Le projet de décret définit l’acte d’avocat comme « un acte signé par les avocats des parties à un litige ayant ou non donné lieu à la saisine d’une juridiction, visant à définir l’objet de la preuve et à administrer celle-ci, conjointement et de bonne foi ». Sa fonction immédiate est donc de nature probatoire. Cet acte constitue plus un processus qu’un acte statique. L’objectif est de procéder à une forme de « punctation probatoire » et de délimiter les éléments probatoires et leur mode d’administration au fur et à mesure de l’état d’avancement du litige, avant le procès et/ou en cours de procès. Les parties vont pouvoir se mettre d’accord sur l’objet du litige et sur les preuves établies ou à établir. L’acte de procédure peut prendre la forme d’une succession d’actes isolés poursuivant le même but ou la forme d’un acte-cadre suivi de plusieurs actes d’application à l’instar du contrat-cadre qui servirait de socle fondamental à l’ensemble des contrats d’application.

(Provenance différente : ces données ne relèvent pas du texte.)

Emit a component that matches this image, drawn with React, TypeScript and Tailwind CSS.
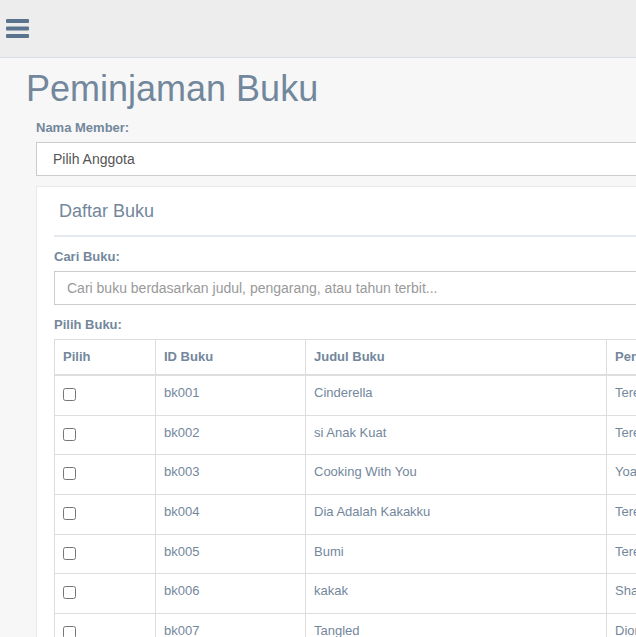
import React from 'react';

const books = [
  { id: 'bk001', judul: 'Cinderella', pengarang: 'Tere Liye', penerbit: 'Gramedia', tahun: '2019' },
  { id: 'bk002', judul: 'si Anak Kuat', pengarang: 'Tere Liye', penerbit: 'Republika', tahun: '2018' },
  { id: 'bk003', judul: 'Cooking With You', pengarang: 'Yoanita', penerbit: 'Gramedia', tahun: '2020' },
  { id: 'bk004', judul: 'Dia Adalah Kakakku', pengarang: 'Tere Liye', penerbit: 'Republika', tahun: '2017' },
  { id: 'bk005', judul: 'Bumi', pengarang: 'Tere Liye', penerbit: 'Gramedia', tahun: '2014' },
  { id: 'bk006', judul: 'kakak', pengarang: 'Shakira', penerbit: 'Mizan', tahun: '2021' },
  { id: 'bk007', judul: 'Tangled', pengarang: 'Dion', penerbit: 'Elex Media', tahun: '2010' },
  { id: 'bk008', judul: 'Hujan', pengarang: 'Tere Liye', penerbit: 'Gramedia', tahun: '2016' },
];

function MenuIcon() {
  return (
    <svg width="23" height="19" viewBox="0 0 23 19" className="block">
      <rect x="0" y="0" width="23" height="4" rx="1" fill="#5A738E" />
      <rect x="0" y="7.5" width="23" height="4" rx="1" fill="#5A738E" />
      <rect x="0" y="15" width="23" height="4" rx="1" fill="#5A738E" />
    </svg>
  );
}

export default function App() {
  return (
    <div className="h-screen overflow-hidden bg-[#F7F7F7] font-['Liberation_Sans',Arial,sans-serif] text-[13px] text-[#73879C]">
      {/* top nav */}
      <div className="h-[58px] bg-[#EDEDED] border-b border-[#D9DEE4] pl-[6px] pt-[19px]">
        <MenuIcon />
      </div>

      <div className="w-[1100px]">
        <h1 className="mt-[13px] pl-[26px] text-[36px] leading-[36px] font-normal">Peminjaman Buku</h1>

        <div className="pl-[36px] mt-[11px]">
          <label className="block h-[19px] leading-[19px] font-bold mb-[5px]">Nama Member:</label>
          <select className="block w-full h-[34px] appearance-none bg-white border border-[#ccc] pl-[16px] text-[14px] text-[#555] outline-none">
            <option>Pilih Anggota</option>
          </select>

          {/* panel */}
          <div className="mt-[10px] bg-white border border-[#E6E9ED] px-[17px] pt-[10px] pb-[20px]">
            <div className="pt-[4px] pl-[5px] pb-[14px] border-b-2 border-[#E6E9ED]">
              <h2 className="text-[18px] leading-[20px] font-normal">Daftar Buku</h2>
            </div>

            <div className="mt-[10px]">
              <label className="block h-[19px] leading-[19px] font-bold mb-[5px]">Cari Buku:</label>
              <input
                type="text"
                placeholder="Cari buku berdasarkan judul, pengarang, atau tahun terbit..."
                className="block w-full h-[34px] bg-white border border-[#ccc] px-[12px] text-[14px] text-[#555] placeholder-[#999] outline-none"
              />

              <label className="block mt-[10px] h-[19px] leading-[19px] font-bold mb-[5px]">Pilih Buku:</label>
              <table className="w-full table-fixed border-collapse border border-[#ddd]">
                <colgroup>
                  <col className="w-[101px]" />
                  <col className="w-[150px]" />
                  <col className="w-[301px]" />
                  <col className="w-[220px]" />
                  <col className="w-[160px]" />
                  <col />
                </colgroup>
                <thead>
                  <tr className="border-b-2 border-[#ddd]">
                    {['Pilih', 'ID Buku', 'Judul Buku', 'Pengarang', 'Penerbit', 'Tahun Terbit'].map((h) => (
                      <th key={h} className="border border-[#ddd] border-b-2 px-[8px] py-[8px] text-left font-bold leading-[18px] align-bottom">
                        {h}
                      </th>
                    ))}
                  </tr>
                </thead>
                <tbody>
                  {books.map((b) => (
                    <tr key={b.id}>
                      <td className="border border-[#ddd] px-[8px] py-[8px] align-top">
                        <div className="h-[22.67px] pt-[4px]">
                          <input type="checkbox" className="block w-[13px] h-[13px]" />
                        </div>
                      </td>
                      <td className="border border-[#ddd] px-[8px] py-[8px] align-top leading-[18.57px]">{b.id}</td>
                      <td className="border border-[#ddd] px-[8px] py-[8px] align-top leading-[18.57px]">{b.judul}</td>
                      <td className="border border-[#ddd] px-[8px] py-[8px] align-top leading-[18.57px]">{b.pengarang}</td>
                      <td className="border border-[#ddd] px-[8px] py-[8px] align-top leading-[18.57px]">{b.penerbit}</td>
                      <td className="border border-[#ddd] px-[8px] py-[8px] align-top leading-[18.57px]">{b.tahun}</td>
                    </tr>
                  ))}
                </tbody>
              </table>
            </div>
          </div>
        </div>
      </div>
    </div>
  );
}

Se mettre d’accord sur ce qui sera débattu et sur les éléments de fait confirme que la finalité du procès n’est pas tant de rechercher La Vérité mais de rechercher une solution juste, c’est-à-dire une solution, sinon acceptée, du moins acceptable par les parties, justice de près, et par les justiciables, justice de loin (P. Ricoeur). L’acte de procédure d’avocat peut y aider mais de quelle manière ?

L’acte d’avocat est une convention sur la preuve. Sa validité est d’autant moins contestable que le futur article 1357 du Code civil, proposé par le projet d’ordonnance portant réforme du droit des obligations, prévoit que « Les contrats sur la preuve sont valables lorsqu’ils portent sur des droits dont les parties ont la libre disposition ». L’alinéa 2 ajoute que « Néanmoins, ils ne peuvent contredire les présomptions établies par la loi, ni modifier la foi attachée à l’aveu ou au serment. Ils ne peuvent davantage établir au profit de l’une des parties une présomption irréfragable attachée à ses propres écritures ». L’acte d’avocat aurait quatre fonctions essentielles. Il peut servir à opérer des constatations matérielles sur les lieux, éventuellement en présence d’un sachant dont l’intervention sera actée dans un procès-verbal de constatation. Il peut servir à certifier des pièces détenues par les parties ou par les tiers. Il peut s’agir d’actes d’enquête : auditions des parties, auditions de témoins par avocats. Il peut enfin prendre la forme d’actes de désignation d’un sachant ou d’un médiateur judiciaire.

Reste alors à se demander quelle force probante il faut attacher à cet acte. S’agit-il d’un simple acte sous seing privé ? Peut-il prendre la forme d’un acte contresigné par un avocat (L. n° 71-1130 du 31 déc. 1971, art. 66-3-1 à 66-3-3) ? Peut-on et doit-on associer un notaire pour qu’il authentifie l’acte ainsi établi d’un commun accord entre les parties par l’intermédiaire de leurs avocats ? Il est important de déterminer la force de cet acte afin d’apprécier le degré de sécurité qu’il offre aux parties. Le risque, en effet, est que le contentieux se déplace et que la validité et la régularité de l’acte de procédure d’avocat soient à l’origine d’un nouveau contentieux.

Au-delà de cette fonction probatoire immédiate, l’acte d’avocat remplit une fonction médiate en lien avec la nouvelle philosophie prônée par les instances politiques. Il s’agit de la fameuse Justice du xxie siècle qui se veut moins coûteuse, plus rapide, plus amiable. Le juge doit être un ultime recours et la décision de justice, une ultime mesure. Finalement, l’acte de procédure d’avocat est un maillon de la chaîne de résolution amiable des différends. En concluant ces actes de procédure d’avocat, l’objectif est de renouer le dialogue. La transparence probatoire qui en découle devrait, à l’instar des Pre-Action Protocols, inciter les parties à trouver une solution amiable.

Cet acte de procédure amène alors à s’interroger sur les valeurs qu’il véhicule. N’est-ce pas une nouvelle illustration d’une gouvernance par les nombres (A. Supiot, La gouvernance par les nombres, Fayard, 2015), où les réformes sont écrasées par les contraintes budgétaires ? Ne s’agit-il pas d’une nouvelle manifestation d’une privatisation à outrance de la justice ? N’encourage-t-on pas une concurrence entre les professions, car la division du travail social avec les huissiers pourrait être menacée par l’acte de procédure d’avocat ? Enfin, ne risque-on pas d’avoir une justice à deux vitesses : les petits procès essentiellement visés par l’acte de procédure d’avocat et les procès « plus importants » que les parties ont les moyens d’assumer financièrement ? Il faut donc se méfier des nouveautés et « légiférer en tremblant » (J. Carbonnier). Car, comme le disait Portalis lors de son Discours préliminaire : « il faut être sobre de nouveautés en matière de législation, parce que s’il est possible, dans une institution nouvelle, de calculer les avantages que la théorie nous offre, il ne l’est pas de connaître tous les inconvénients que la pratique seule peut découvrir ».